▶ [DESCRIPTION OF THE TASK] Give the count of lines in the data that include the string "React", with no added remarks.

▶ [GIVEN RECORDS]
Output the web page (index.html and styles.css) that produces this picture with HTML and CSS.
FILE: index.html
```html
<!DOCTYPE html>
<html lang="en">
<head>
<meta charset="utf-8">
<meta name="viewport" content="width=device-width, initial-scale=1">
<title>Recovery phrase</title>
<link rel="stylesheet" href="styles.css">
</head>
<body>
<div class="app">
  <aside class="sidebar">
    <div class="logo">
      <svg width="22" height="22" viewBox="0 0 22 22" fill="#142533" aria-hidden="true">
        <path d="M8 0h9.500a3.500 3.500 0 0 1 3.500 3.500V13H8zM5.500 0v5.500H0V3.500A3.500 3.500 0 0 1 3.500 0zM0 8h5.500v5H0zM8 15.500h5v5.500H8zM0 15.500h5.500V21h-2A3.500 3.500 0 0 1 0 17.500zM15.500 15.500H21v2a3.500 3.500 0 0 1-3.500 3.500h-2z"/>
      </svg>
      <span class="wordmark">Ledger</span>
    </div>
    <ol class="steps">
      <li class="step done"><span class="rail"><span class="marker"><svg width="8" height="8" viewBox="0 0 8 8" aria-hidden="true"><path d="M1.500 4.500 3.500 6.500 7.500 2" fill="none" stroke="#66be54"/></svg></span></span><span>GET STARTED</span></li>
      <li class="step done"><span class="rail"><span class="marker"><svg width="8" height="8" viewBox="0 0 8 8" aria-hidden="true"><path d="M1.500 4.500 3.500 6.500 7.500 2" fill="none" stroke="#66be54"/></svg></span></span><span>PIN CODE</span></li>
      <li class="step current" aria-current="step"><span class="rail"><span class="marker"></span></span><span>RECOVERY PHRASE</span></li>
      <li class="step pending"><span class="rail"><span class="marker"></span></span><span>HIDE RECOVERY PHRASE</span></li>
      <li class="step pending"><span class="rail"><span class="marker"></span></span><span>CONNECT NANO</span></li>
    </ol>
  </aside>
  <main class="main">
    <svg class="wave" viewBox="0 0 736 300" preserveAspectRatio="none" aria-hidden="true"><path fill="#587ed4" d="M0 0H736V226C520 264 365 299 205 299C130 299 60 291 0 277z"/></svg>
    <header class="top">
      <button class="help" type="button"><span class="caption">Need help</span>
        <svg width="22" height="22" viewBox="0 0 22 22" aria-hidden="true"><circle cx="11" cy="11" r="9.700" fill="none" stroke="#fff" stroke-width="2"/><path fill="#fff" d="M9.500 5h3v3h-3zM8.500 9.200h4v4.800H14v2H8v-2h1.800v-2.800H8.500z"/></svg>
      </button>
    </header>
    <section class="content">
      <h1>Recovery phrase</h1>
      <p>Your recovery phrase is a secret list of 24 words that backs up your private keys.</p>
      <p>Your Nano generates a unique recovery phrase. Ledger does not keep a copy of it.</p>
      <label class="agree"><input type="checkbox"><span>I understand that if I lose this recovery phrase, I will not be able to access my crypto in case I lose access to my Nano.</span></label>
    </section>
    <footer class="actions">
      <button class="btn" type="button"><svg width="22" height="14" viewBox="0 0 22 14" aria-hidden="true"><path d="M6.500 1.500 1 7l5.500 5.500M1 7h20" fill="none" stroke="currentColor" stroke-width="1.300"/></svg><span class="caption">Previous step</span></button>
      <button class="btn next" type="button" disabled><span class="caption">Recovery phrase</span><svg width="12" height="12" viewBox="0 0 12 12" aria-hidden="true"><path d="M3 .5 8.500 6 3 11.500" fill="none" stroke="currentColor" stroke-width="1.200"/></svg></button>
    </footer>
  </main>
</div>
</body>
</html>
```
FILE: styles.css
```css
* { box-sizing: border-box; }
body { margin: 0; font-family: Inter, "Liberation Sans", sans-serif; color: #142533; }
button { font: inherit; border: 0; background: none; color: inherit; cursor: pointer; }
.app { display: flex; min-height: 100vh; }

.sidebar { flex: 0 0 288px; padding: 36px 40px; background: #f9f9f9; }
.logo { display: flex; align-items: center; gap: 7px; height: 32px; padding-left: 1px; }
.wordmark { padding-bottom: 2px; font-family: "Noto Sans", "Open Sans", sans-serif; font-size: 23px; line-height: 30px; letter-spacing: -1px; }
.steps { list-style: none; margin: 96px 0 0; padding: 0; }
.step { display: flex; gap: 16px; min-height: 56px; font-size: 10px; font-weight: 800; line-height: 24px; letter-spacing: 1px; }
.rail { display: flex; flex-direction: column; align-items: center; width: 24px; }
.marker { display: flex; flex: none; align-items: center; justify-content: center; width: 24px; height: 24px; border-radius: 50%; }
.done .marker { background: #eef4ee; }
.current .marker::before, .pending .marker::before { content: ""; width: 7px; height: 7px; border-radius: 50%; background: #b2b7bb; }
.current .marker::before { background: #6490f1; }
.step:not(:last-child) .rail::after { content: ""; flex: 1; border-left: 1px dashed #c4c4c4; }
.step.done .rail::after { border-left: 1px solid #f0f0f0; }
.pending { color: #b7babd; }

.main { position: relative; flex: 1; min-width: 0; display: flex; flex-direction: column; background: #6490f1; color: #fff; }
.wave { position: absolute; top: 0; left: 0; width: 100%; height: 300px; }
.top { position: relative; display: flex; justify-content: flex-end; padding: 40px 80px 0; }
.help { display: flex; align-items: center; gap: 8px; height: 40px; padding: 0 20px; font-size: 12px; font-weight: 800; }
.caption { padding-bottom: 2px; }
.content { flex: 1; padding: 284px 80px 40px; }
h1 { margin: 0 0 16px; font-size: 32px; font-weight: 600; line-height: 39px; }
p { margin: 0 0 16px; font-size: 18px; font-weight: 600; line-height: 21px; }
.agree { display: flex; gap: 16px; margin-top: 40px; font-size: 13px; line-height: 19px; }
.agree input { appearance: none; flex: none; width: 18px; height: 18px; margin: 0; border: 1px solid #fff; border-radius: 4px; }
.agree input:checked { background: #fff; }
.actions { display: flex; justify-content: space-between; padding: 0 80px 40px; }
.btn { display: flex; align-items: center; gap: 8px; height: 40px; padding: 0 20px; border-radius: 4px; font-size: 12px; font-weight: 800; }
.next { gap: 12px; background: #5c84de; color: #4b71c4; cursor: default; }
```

...

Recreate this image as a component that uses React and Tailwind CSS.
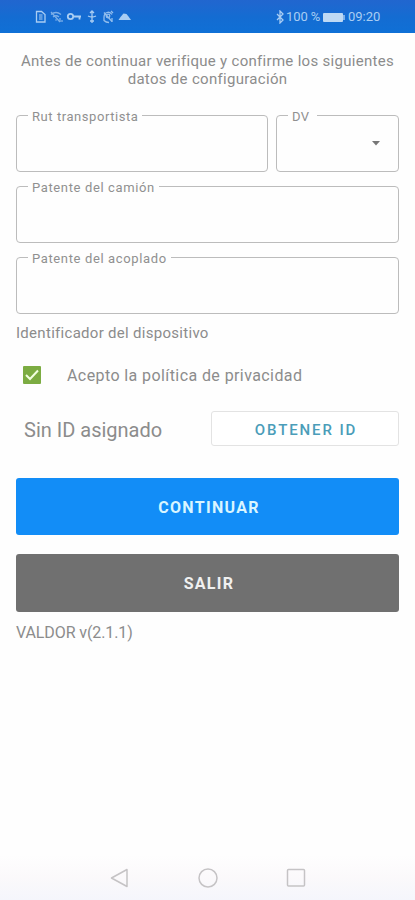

...

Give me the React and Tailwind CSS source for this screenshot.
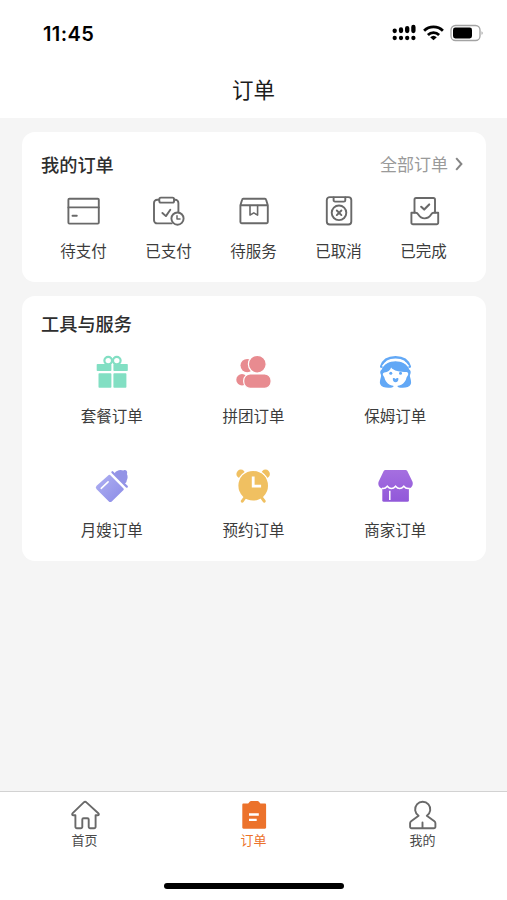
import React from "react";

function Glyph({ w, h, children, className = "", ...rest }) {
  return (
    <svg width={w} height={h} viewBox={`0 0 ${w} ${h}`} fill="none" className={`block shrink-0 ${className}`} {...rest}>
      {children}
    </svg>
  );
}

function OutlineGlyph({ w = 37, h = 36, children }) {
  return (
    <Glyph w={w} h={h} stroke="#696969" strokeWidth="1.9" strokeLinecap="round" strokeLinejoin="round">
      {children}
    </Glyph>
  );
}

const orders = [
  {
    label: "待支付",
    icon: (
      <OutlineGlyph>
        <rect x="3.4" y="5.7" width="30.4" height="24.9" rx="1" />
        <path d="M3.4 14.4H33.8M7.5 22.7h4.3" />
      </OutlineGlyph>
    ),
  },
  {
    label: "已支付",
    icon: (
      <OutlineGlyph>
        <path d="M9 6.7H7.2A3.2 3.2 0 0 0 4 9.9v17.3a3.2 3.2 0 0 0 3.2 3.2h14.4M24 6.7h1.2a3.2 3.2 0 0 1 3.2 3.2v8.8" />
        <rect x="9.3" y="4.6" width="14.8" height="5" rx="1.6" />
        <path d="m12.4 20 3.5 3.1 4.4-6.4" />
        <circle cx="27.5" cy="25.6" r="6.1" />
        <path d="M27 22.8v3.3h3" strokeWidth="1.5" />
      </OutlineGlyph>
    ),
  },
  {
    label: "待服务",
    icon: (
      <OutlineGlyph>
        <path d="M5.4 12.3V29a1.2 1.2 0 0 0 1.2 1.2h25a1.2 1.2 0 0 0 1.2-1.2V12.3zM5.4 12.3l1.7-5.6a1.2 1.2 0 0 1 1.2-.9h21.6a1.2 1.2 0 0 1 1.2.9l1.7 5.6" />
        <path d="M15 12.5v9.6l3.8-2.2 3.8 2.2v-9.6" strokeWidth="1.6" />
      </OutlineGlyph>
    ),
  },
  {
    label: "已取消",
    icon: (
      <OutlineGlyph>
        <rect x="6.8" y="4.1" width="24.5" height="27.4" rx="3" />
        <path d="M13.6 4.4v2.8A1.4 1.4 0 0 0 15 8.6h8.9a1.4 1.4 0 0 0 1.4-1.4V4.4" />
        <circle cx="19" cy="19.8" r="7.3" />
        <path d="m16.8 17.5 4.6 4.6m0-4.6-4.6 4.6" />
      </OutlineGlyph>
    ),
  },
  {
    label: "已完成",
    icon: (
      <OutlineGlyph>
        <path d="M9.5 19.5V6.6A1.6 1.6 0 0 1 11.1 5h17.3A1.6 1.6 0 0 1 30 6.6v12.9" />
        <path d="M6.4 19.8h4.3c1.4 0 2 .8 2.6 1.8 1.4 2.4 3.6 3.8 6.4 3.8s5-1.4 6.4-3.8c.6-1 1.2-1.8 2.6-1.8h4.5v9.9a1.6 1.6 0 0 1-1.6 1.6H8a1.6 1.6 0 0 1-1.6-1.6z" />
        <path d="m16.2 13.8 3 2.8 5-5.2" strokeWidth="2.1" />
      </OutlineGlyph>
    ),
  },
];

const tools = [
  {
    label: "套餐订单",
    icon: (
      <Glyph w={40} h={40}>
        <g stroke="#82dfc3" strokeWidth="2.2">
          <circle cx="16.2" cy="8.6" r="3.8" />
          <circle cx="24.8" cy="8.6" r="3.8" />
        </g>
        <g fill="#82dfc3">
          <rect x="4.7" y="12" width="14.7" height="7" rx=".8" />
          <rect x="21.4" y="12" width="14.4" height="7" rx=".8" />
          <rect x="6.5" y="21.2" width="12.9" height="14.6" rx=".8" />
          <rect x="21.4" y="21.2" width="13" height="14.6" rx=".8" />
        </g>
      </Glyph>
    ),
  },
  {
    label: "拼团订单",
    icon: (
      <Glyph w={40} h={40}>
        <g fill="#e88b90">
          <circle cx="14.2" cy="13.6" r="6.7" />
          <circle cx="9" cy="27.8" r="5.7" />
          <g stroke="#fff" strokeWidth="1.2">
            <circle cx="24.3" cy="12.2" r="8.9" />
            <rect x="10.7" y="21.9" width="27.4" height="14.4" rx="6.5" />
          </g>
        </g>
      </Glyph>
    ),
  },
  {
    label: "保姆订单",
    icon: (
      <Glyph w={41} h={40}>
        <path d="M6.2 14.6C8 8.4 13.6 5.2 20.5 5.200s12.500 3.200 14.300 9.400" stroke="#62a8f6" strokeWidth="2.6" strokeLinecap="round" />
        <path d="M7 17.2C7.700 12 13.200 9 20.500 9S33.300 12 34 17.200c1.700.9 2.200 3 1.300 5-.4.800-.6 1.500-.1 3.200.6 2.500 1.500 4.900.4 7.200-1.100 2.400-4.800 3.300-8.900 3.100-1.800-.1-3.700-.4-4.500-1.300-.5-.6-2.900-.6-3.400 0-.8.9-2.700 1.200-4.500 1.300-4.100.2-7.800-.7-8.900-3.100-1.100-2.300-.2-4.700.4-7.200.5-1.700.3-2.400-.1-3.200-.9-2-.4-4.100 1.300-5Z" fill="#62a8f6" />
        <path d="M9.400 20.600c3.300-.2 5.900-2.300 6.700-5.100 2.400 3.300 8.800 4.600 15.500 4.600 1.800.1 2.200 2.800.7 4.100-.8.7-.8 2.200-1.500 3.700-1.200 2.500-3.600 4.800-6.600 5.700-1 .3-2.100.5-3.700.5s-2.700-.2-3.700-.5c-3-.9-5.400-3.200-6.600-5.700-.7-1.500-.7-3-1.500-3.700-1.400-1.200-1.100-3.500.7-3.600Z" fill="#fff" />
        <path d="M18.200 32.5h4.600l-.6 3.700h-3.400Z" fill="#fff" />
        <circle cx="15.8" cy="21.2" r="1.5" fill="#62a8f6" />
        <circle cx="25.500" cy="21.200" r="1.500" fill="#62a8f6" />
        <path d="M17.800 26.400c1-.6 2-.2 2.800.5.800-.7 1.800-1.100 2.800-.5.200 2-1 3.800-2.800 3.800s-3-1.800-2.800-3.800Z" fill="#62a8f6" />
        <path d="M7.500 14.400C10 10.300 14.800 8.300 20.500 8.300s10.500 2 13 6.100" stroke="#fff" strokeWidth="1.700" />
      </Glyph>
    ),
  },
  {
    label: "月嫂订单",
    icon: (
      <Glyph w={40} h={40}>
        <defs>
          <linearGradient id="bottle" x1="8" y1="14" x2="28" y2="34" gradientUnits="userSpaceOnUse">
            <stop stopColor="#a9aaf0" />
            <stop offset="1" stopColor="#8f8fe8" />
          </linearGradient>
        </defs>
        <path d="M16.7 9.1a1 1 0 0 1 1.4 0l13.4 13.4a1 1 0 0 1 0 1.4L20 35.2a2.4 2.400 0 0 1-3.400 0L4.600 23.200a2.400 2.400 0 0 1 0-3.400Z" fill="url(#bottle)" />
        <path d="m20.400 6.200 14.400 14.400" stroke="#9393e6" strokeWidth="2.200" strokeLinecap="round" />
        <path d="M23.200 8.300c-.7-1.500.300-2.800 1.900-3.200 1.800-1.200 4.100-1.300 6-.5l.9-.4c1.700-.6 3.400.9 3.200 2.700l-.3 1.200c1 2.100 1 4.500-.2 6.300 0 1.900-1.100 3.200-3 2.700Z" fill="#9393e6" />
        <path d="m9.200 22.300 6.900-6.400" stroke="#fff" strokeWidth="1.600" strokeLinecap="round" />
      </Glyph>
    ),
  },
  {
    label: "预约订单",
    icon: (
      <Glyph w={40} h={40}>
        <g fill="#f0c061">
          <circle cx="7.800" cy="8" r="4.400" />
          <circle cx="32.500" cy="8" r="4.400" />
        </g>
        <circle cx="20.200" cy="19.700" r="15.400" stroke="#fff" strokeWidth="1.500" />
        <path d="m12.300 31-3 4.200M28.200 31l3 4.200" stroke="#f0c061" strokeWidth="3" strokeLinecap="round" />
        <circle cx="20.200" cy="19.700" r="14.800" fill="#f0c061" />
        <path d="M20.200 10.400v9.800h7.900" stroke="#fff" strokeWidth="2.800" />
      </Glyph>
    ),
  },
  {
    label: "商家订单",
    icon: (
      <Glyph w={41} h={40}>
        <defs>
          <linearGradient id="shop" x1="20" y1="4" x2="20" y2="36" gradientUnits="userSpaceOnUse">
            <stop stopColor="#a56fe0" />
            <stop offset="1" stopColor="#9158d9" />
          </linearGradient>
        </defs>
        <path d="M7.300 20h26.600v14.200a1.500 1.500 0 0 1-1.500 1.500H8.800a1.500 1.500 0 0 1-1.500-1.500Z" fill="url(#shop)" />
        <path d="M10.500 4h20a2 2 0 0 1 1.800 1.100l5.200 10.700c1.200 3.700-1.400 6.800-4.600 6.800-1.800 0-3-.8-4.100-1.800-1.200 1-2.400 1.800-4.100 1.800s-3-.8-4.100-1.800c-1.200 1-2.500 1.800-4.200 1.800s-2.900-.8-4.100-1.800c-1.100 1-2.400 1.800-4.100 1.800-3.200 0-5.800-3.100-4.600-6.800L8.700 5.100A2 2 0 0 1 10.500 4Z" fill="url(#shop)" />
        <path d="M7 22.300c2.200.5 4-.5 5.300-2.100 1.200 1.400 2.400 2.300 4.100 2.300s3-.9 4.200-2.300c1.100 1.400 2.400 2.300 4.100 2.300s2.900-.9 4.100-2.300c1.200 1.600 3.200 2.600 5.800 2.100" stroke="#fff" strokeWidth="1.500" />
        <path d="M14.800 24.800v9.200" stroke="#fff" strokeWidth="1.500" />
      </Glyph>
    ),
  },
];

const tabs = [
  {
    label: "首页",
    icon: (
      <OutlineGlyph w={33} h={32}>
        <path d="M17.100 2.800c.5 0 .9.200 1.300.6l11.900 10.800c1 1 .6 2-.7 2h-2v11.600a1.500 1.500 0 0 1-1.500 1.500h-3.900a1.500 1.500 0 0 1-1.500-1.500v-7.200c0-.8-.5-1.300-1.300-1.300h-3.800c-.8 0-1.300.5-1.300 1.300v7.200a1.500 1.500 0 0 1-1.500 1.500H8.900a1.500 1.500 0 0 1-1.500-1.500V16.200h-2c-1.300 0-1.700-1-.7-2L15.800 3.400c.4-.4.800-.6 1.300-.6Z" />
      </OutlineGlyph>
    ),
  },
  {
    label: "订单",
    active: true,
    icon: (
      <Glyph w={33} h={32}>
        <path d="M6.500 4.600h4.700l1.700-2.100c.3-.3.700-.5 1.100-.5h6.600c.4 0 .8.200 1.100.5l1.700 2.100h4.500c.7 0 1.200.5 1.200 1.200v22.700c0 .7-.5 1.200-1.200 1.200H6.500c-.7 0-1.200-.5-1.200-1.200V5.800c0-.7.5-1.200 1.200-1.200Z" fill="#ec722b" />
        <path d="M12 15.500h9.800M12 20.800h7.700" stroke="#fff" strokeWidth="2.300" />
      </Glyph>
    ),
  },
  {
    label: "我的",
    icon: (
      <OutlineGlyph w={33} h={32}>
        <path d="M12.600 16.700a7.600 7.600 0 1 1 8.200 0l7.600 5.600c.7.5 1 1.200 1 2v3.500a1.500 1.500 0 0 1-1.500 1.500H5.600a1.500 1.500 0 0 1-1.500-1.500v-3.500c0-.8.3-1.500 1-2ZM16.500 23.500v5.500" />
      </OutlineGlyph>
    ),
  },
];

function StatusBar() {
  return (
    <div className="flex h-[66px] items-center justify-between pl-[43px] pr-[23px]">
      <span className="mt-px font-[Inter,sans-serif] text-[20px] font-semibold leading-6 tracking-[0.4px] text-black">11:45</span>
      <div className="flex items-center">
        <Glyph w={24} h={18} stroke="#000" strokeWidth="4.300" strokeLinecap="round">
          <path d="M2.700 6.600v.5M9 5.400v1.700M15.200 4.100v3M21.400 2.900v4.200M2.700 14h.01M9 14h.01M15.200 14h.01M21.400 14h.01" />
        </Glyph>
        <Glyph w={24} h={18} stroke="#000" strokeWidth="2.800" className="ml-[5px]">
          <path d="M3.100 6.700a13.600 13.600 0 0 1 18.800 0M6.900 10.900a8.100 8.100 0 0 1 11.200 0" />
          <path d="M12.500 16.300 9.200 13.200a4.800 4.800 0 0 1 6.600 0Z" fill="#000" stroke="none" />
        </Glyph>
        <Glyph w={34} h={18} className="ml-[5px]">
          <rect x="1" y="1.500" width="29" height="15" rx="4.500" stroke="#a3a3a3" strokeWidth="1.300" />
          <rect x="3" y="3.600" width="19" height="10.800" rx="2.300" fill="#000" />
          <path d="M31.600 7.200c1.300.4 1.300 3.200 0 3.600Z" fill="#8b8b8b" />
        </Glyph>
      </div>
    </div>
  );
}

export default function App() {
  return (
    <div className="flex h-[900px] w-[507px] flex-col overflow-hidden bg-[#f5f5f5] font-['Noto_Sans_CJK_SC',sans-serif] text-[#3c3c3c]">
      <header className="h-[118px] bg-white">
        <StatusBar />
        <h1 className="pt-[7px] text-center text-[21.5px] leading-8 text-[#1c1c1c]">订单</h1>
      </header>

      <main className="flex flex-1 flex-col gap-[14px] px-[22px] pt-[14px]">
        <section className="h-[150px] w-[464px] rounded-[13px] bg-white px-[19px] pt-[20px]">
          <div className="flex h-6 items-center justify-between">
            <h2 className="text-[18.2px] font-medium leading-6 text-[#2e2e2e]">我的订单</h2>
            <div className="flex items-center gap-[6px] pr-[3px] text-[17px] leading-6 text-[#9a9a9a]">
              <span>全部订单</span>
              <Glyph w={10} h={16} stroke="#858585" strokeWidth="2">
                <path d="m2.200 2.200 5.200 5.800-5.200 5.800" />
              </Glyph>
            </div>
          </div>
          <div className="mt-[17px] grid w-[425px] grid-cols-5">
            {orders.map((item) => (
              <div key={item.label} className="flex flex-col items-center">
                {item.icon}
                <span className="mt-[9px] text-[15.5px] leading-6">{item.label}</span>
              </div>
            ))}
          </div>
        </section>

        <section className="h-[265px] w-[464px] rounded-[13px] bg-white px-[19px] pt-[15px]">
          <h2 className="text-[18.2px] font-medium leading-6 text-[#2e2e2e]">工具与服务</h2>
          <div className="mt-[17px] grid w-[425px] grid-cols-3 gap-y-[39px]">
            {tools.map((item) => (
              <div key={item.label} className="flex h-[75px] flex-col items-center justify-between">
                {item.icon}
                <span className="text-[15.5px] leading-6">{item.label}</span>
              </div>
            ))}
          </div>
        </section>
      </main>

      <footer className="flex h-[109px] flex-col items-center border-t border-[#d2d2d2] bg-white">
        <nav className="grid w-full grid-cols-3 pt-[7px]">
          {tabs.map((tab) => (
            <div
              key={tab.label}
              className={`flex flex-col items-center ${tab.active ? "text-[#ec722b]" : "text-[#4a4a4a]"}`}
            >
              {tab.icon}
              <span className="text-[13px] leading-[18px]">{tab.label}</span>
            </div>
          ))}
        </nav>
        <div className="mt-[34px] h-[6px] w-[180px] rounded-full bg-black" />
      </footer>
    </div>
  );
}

▶ [THE ANSWER] 3